When Can You Remortgage? Key Timing Rules
Remortgaging depends on your current deal, your lender, and your circumstances. However, most homeowners should focus on one key rule: start your remortgage 3 to 6 months before your fixed rate ends.
How Soon Can You Remortgage After Buying?
In most cases, you need to wait at least 6 months before remortgaging. This is known as the “6-month rule,” and many lenders apply it as a standard requirement.
However, this can vary:
- Some lenders may allow earlier remortgaging in specific situations
- Exceptions can include separation, financial changes, or special lending criteria
It’s always important to check your lender’s terms before making plans.

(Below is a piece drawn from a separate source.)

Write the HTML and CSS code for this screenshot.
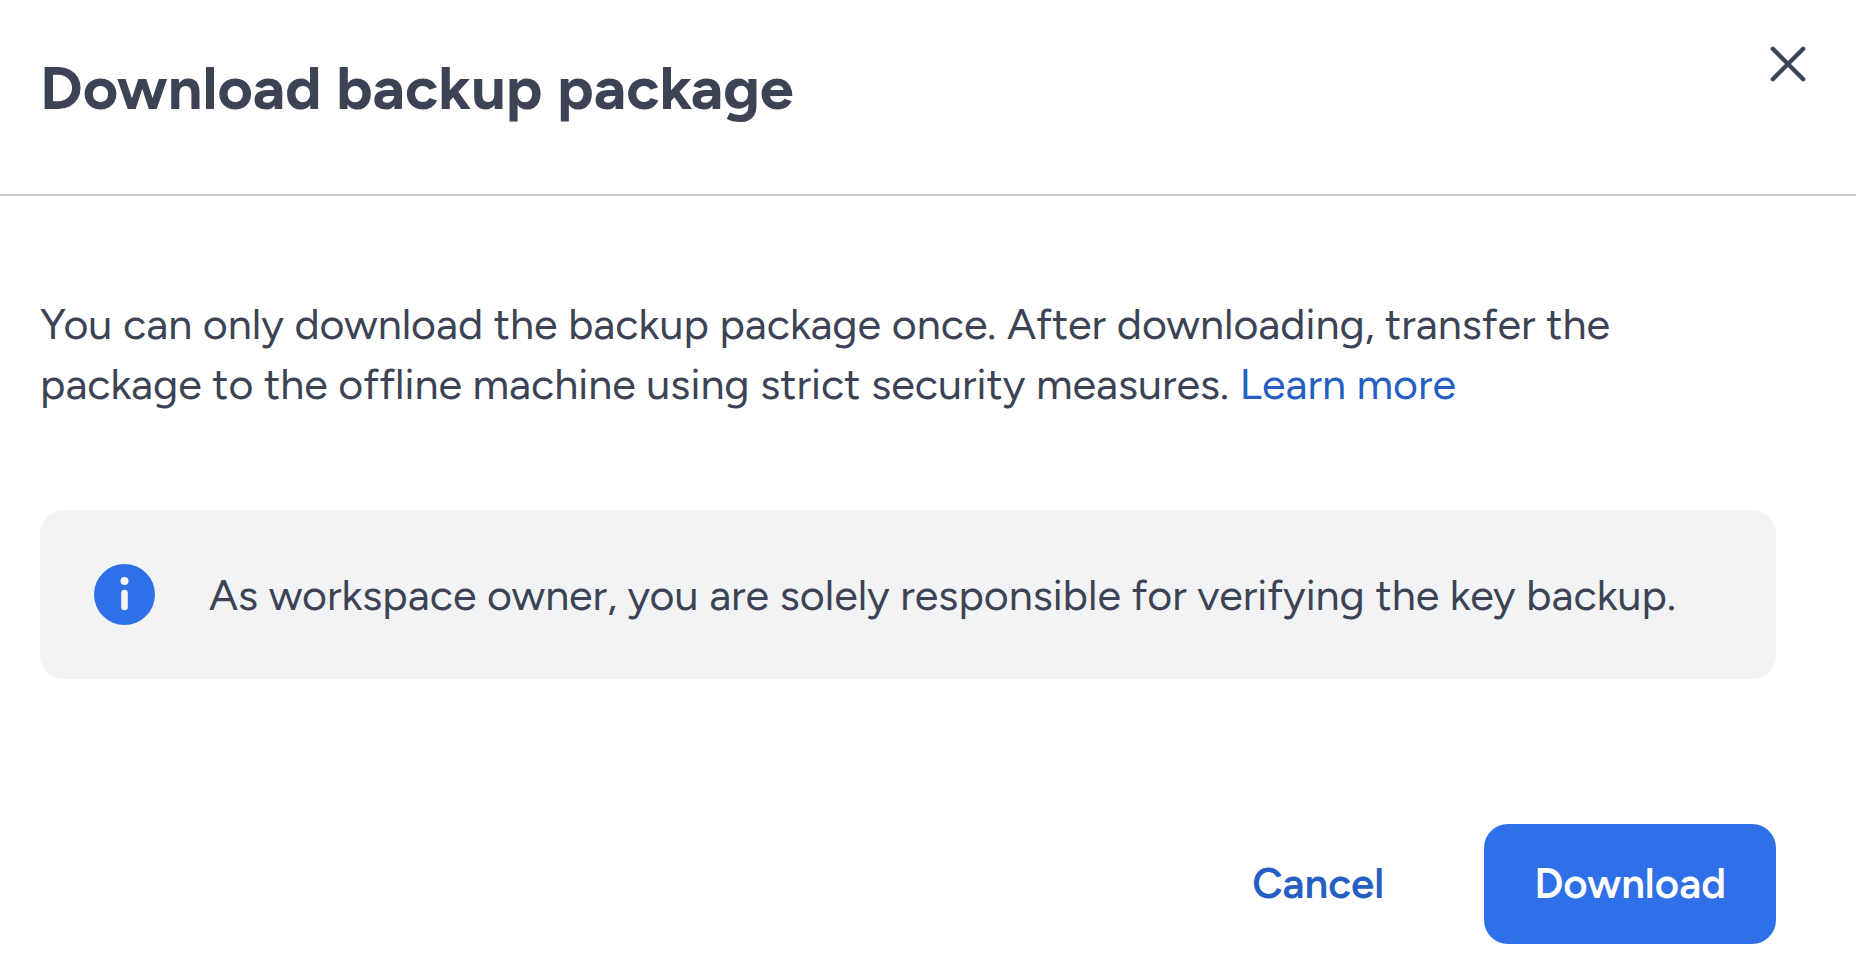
FILE: index.html
```
<!DOCTYPE html>
<html lang="en">

<head>
    <meta charset="UTF-8">
    <meta name="viewport" content="width=device-width, initial-scale=1.0">
    <title>Download backup package</title>
    <link rel="stylesheet" href="styles.css">
</head>

<body>
    <div class="dialog" role="dialog" aria-labelledby="dialogTitle">
        <header class="dialog-header">
            <h1 id="dialogTitle" class="dialog-title">Download backup package</h1>
            <button type="button" class="close-button" aria-label="Close">
                <svg width="40" height="40" viewBox="0 0 40 40" fill="none" stroke="currentColor" stroke-width="4.4" stroke-linecap="round">
                    <path d="M4.8 4.8L35.2 35.2M35.2 4.8L4.8 35.2" />
                </svg>
            </button>
        </header>

        <main class="dialog-body">
            <p class="dialog-text">You can only download the backup package once. After downloading, transfer the package to the offline machine using strict security measures. <a class="link" href="#">Learn more</a></p>

            <div class="note">
                <svg class="note-icon" width="61" height="61" viewBox="0 0 61 61">
                    <circle cx="30.5" cy="30.5" r="30.5" fill="#2f70e8" />
                    <circle cx="30.5" cy="17" r="4" fill="#f2f3f5" />
                    <rect x="27.2" y="25.7" width="6.6" height="20.6" rx="3.3" fill="#f2f3f5" />
                </svg>
                <p class="note-text">As workspace owner, you are solely responsible for verifying the key backup.</p>
            </div>
        </main>

        <footer class="dialog-footer">
            <button type="button" class="button button-text">Cancel</button>
            <button type="button" class="button button-primary">Download</button>
        </footer>
    </div>
</body>

</html>
```
FILE: styles.css
```
* {
    box-sizing: border-box;
}

body {
    font-family: Figtree, Lato, sans-serif;
    margin: 0;
    background-color: #fff;
    color: #3b4354;
    font-size: 43px;
    line-height: 60px;
}

/* Dialog header */
.dialog-header {
    display: flex;
    justify-content: space-between;
    align-items: flex-start;
    padding: 40px 44px 58px 40px;
    border-bottom: 2px solid #c8ccd1;
}

.dialog-title {
    margin: 0;
    font-size: 61px;
    font-weight: bold;
    line-height: 96px;
}

.close-button {
    display: flex;
    padding: 4px;
    border: none;
    background: none;
    color: inherit;
    cursor: pointer;
}

/* Dialog body */
.dialog-body {
    padding: 98px 80px 0 40px;
}

.dialog-text {
    max-width: 1640px;
    margin: 0;
}

.link {
    color: #265fc4;
    text-decoration: none;
}

.link:hover {
    text-decoration: underline;
}

.note {
    display: flex;
    align-items: center;
    gap: 54px;
    margin-top: 96px;
    padding: 54px;
    background-color: #f2f3f5;
    border-radius: 24px;
}

.note-icon {
    flex-shrink: 0;
}

.note-text {
    margin: 0;
}

/* Dialog buttons */
.dialog-footer {
    display: flex;
    justify-content: flex-end;
    gap: 50px;
    padding: 145px 80px 24px 40px;
}

.button {
    padding: 30px 50px;
    border: none;
    border-radius: 24px;
    font: inherit;
    font-size: 42px;
    font-weight: 600;
    cursor: pointer;
}

.button-text {
    background: none;
    color: #265fc4;
}

.button-primary {
    background-color: #2f70e8;
    color: #fff;
}
```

When Should You Start Before Your Fixed Rate Ends?
The ideal time to start is 3 to 6 months before your current deal expires. This gives you enough time to secure a new mortgage offer and complete the legal process.
Starting early allows you to:
- Lock in a new rate before your current deal ends
- Avoid being moved onto your lender’s standard variable rate (SVR)
- Give your solicitor time to complete the legal work smoothly
Many lenders will issue mortgage offers that remain valid for several months, so acting early does not mean completing early.
What Happens If You Wait Too Long?
If you delay your remortgage, your lender will usually move you onto their standard variable rate (SVR) automatically.
This can lead to:
- Higher monthly repayments
- Less predictable interest rates
- Reduced control over your finances
Even a short delay can increase your costs. Acting early helps you stay in control and avoid unnecessary financial pressure.
Key Factors That Affect When You Should Remortgage
Timing matters, but it’s not the only factor. The best time to remortgage depends on your financial position, the market, and your property value. Looking at these factors helps you make a smarter decision, not just a timely one.
End of Fixed Term
The most common time to remortgage is when your fixed-rate deal is ending. This is when you can switch without early repayment charges.
If you don’t act, you will usually move onto your lender’s standard variable rate (SVR). This is often higher and can increase your monthly payments. Starting early helps you secure a better deal and avoid unnecessary costs.
Equity & Loan-to-Value (LTV)
Your loan-to-value (LTV) ratio has a big impact on the deals available to you. LTV is the percentage of your property’s value that is mortgaged.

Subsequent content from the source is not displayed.